I am using pl.testing.assert_frame_equal
to compare two pl.DataFrame
s. The assertion fails. The traceback indicates that there are exact value mismatches
in a certain column.
The column in question is of type bool
. It also contains null
values. This column has more than 20,000 rows and I need to figure out, where exactly the difference is.
What I did is to create a mask
that shows a true
value whenever there is a difference between the actual
dataframe and the expectation
dataframe.
mask = actual != expectation
What I then noticed is that the mask only contains false
and null
values in every column.
mask.sum().sum_horizontal()
gives 0
.
That means this is apparently not a good way to identify the rows with differences.
In my large dataframe I expect a situation like the following:
import polars as pl
from polars.testing import assert_frame_equal
df1 = pl.DataFrame(
{
"group": ["A", "A", "A", "B", "B"],
"value": [True, False, None, False, None]
}
)
df2 = pl.DataFrame(
{
"group": ["A", "A", "A", "B", "B"],
"value": [True, False, False, False, None]
}
)
Performing assert_frame_equal(df1, df2)
will correctly result in an AssertionError
.
AssertionError: DataFrames are different (value mismatch for column 'value')

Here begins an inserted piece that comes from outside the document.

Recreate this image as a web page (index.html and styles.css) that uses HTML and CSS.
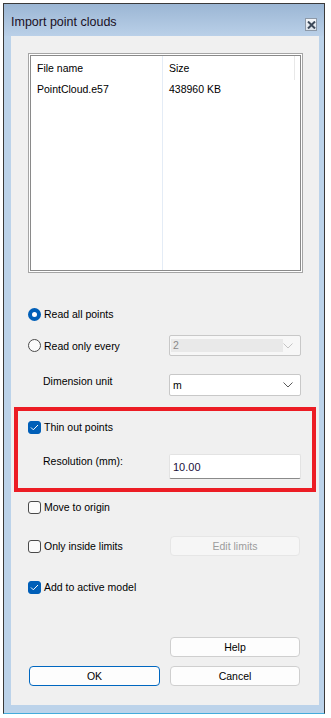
FILE: index.html
```html
<!DOCTYPE html>
<html lang="en">
<head>
    <meta charset="UTF-8">
    <meta name="viewport" content="width=device-width, initial-scale=1.0">
    <title>Import point clouds</title>
    <link rel="stylesheet" href="styles.css">
</head>
<body>
    <div class="window">
        <div class="titlebar">
            <span class="title">Import point clouds</span>
            <span class="close-btn">
                <svg width="9" height="8" viewBox="0 0 9 8"><path d="M1 0.5 L8 7.5 M8 0.5 L1 7.5" stroke="#3d4a5a" stroke-width="2"/></svg>
            </span>
        </div>

        <div class="client">
            <div class="file-list">
                <div class="list-inner">
                    <div class="list-col col-name">
                        <div class="list-head">File name</div>
                        <div class="list-cell">PointCloud.e57</div>
                    </div>
                    <div class="list-col col-size">
                        <div class="list-head">Size</div>
                        <div class="list-cell">438960 KB</div>
                    </div>
                </div>
            </div>

            <div class="row row-radio1">
                <label class="option"><span class="radio checked"></span>Read all points</label>
            </div>
            <div class="row row-radio2">
                <label class="option"><span class="radio"></span>Read only every</label>
                <div class="combo disabled">
                    <span class="combo-value">2</span>
                    <svg class="chevron" width="10" height="6" viewBox="0 0 10 6"><path d="M0.5 0.5 L5 5 L9.5 0.5" fill="none" stroke="#c4c4c4"/></svg>
                </div>
            </div>
            <div class="row row-dim">
                <span class="field-label">Dimension unit</span>
                <div class="combo">
                    <span class="combo-value">m</span>
                    <svg class="chevron" width="10" height="6" viewBox="0 0 10 6"><path d="M0.5 0.5 L5 5 L9.5 0.5" fill="none" stroke="#5a5a5a"/></svg>
                </div>
            </div>

            <div class="highlight-box">
                <div class="row row-thin">
                    <label class="option"><span class="checkbox checked"><svg width="9" height="7" viewBox="0 0 9 7"><path d="M1 3.5 L3.3 5.8 L8 1" fill="none" stroke="#fff" stroke-width="1"/></svg></span>Thin out points</label>
                </div>
                <div class="row row-resolution">
                    <span class="field-label">Resolution (mm):</span>
                    <div class="text-input">10.00</div>
                </div>
            </div>

            <div class="row row-move">
                <label class="option"><span class="checkbox"></span>Move to origin</label>
            </div>
            <div class="row row-limits">
                <label class="option"><span class="checkbox"></span>Only inside limits</label>
                <button type="button" class="btn disabled">Edit limits</button>
            </div>
            <div class="row row-add">
                <label class="option"><span class="checkbox checked"><svg width="9" height="7" viewBox="0 0 9 7"><path d="M1 3.5 L3.3 5.8 L8 1" fill="none" stroke="#fff" stroke-width="1"/></svg></span>Add to active model</label>
            </div>

            <div class="row row-help">
                <button type="button" class="btn">Help</button>
            </div>
            <div class="row row-actions">
                <button type="button" class="btn btn-ok">OK</button>
                <button type="button" class="btn">Cancel</button>
            </div>
        </div>
    </div>
</body>
</html>
```

FILE: styles.css
```css
body {
    margin: 0;
    background-color: #ffffff;
    font-family: "Liberation Sans", Arial, sans-serif;
    font-size: 10.5px;
    color: #000000;
}
.window {
    box-sizing: border-box;
    width: 322px;
    margin: 3px 0 0 3px;
    border: 1px solid #3a3a3a;
    border-bottom-color: #43acdc;
    background-color: #bcd3ea;
}
.titlebar {
    height: 32px;
    display: flex;
    align-items: center;
    justify-content: space-between;
    padding: 0 7px 0 7px;
    background: linear-gradient(to bottom, #9bb6d4, #bad0e8);
}
.title {
    font-size: 12.5px;
    color: #1a1024;
    padding-top: 4px;
}
.close-btn {
    box-sizing: border-box;
    width: 12px;
    height: 13px;
    margin-top: 9px;
    display: flex;
    align-items: center;
    justify-content: center;
    border: 1px solid #8d99a8;
    background: linear-gradient(to bottom, #f4f6f9, #dde4ec);
}
.client {
    box-sizing: border-box;
    height: 669px;
    margin: 0 5px 8px 7px;
    padding-top: 17px;
    background-color: #f0f0f0;
}

/* file list */
.file-list {
    box-sizing: border-box;
    width: 275px;
    height: 220px;
    margin-left: 17px;
    border: 1px solid #a5a5a5;
    padding: 1px;
    background-color: #ffffff;
}
.list-inner {
    box-sizing: border-box;
    height: 100%;
    border: 1px solid #8a8a8a;
    display: flex;
}
.list-col {
    box-sizing: border-box;
}
.col-name {
    width: 132px;
    border-right: 1px solid #e4ecf6;
}
.col-size {
    width: 132px;
}
.list-head {
    height: 24px;
    line-height: 24px;
    padding-left: 6px;
}
.col-size .list-head {
    border-right: 1px solid #e8e8e8;
}
.list-cell {
    height: 18px;
    line-height: 18px;
    padding-left: 6px;
}

/* option rows */
.row {
    display: flex;
    align-items: center;
}
.option {
    display: flex;
    align-items: center;
    gap: 3px;
    width: 141px;
    padding-left: 17px;
}
.radio, .checkbox {
    box-sizing: border-box;
    width: 13px;
    height: 13px;
    border: 1px solid #4a4a4a;
    background-color: #fbfbfb;
    display: flex;
    align-items: center;
    justify-content: center;
}
.radio {
    border-radius: 50%;
}
.radio.checked {
    border: 4px solid #005fb8;
    background-color: #ffffff;
}
.checkbox {
    border-radius: 3px;
}
.checkbox.checked {
    border-color: #005fb8;
    background-color: #005fb8;
}
.field-label {
    width: 126px;
    padding-left: 32px;
    line-height: 15px;
}
.row-radio1 {
    height: 20px;
    margin-top: 31px;
}
.row-radio2 {
    height: 21px;
    margin-top: 11px;
}
.row-dim {
    height: 22px;
    margin-top: 18px;
    align-items: flex-start;
}
.combo {
    box-sizing: border-box;
    width: 132px;
    height: 100%;
    display: flex;
    align-items: center;
    justify-content: space-between;
    padding: 0 7px 0 3px;
    border: 1px solid #c8c8c8;
    border-radius: 2px;
    background-color: #ffffff;
}
.combo.disabled {
    background-color: #f7f7f7;
    color: #8a8a8a;
    padding-left: 1px;
}
.combo.disabled .combo-value {
    width: 110px;
    height: 13px;
    line-height: 13px;
    padding-left: 2px;
    background-color: #e9e9e9;
}

/* red highlight */
.highlight-box {
    box-sizing: border-box;
    width: 302px;
    margin: 11px 0 0 3px;
    border: 4px solid #ec1c24;
    padding: 6px 0 9px 0;
}
.highlight-box .option {
    padding-left: 10px;
    width: 148px;
}
.highlight-box .field-label {
    padding-left: 25px;
}
.row-thin {
    height: 20px;
}
.row-resolution {
    height: 25px;
    margin-top: 17px;
    align-items: flex-start;
}
.text-input {
    box-sizing: border-box;
    width: 132px;
    height: 25px;
    margin-left: 0;
    padding-left: 3px;
    line-height: 24px;
    font-size: 11px;
    color: #1b0f3a;
    background-color: #ffffff;
    border: 1px solid #e3e3e3;
    border-bottom-color: #8a8a8a;
    border-radius: 2px;
}

.row-move {
    height: 20px;
    margin-top: 5px;
}
.row-limits {
    height: 20px;
    margin-top: 19px;
}
.row-add {
    height: 20px;
    margin-top: 21px;
}

/* buttons */
.btn {
    box-sizing: border-box;
    width: 130px;
    height: 20px;
    padding: 0;
    margin-left: 1px;
    font-family: "Liberation Sans", Arial, sans-serif;
    font-size: 10.5px;
    color: #000000;
    background-color: #fdfdfd;
    border: 1px solid #cfcfcf;
    border-radius: 4px;
}
.btn.disabled {
    color: #9c9c9c;
    background-color: #f6f6f6;
    border-color: #e6e6e6;
}
.row-help {
    height: 20px;
    margin-top: 40px;
    padding-left: 158px;
}
.row-actions {
    height: 20px;
    margin-top: 9px;
    padding-left: 18px;
    gap: 9px;
}
.btn-ok {
    width: 131px;
    margin-left: 0;
    border: 1px solid #0067c0;
}
```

[left]: [True, False, None, False, None]
[right]: [True, False, False, False, None]
The inequality test doesn't help in order to identify where the differences is as there are no true
values.
df1 != df2
shape: (5, 2)
┌───────┬───────┐
│ group ┆ value │
│ --- ┆ --- │
│ bool ┆ bool │
╞═══════╪═══════╡
│ false ┆ false │
│ false ┆ false │
│ false ┆ null │
│ false ┆ false │
│ false ┆ null │
└───────┴───────┘
If you look at the implementation:
It is using .ne_missing()
to compare the values.
df1.select(df1[col].ne_missing(df2[col]) for col in df1.columns)
shape: (5, 2)
┌───────┬───────┐
│ group ┆ value │
│ --- ┆ --- │
│ bool ┆ bool │
╞═══════╪═══════╡
│ false ┆ false │
│ false ┆ false │
│ false ┆ true │
│ false ┆ false │
│ false ┆ false │
└───────┴───────┘
(As well as the schema / dtype validation, etc.)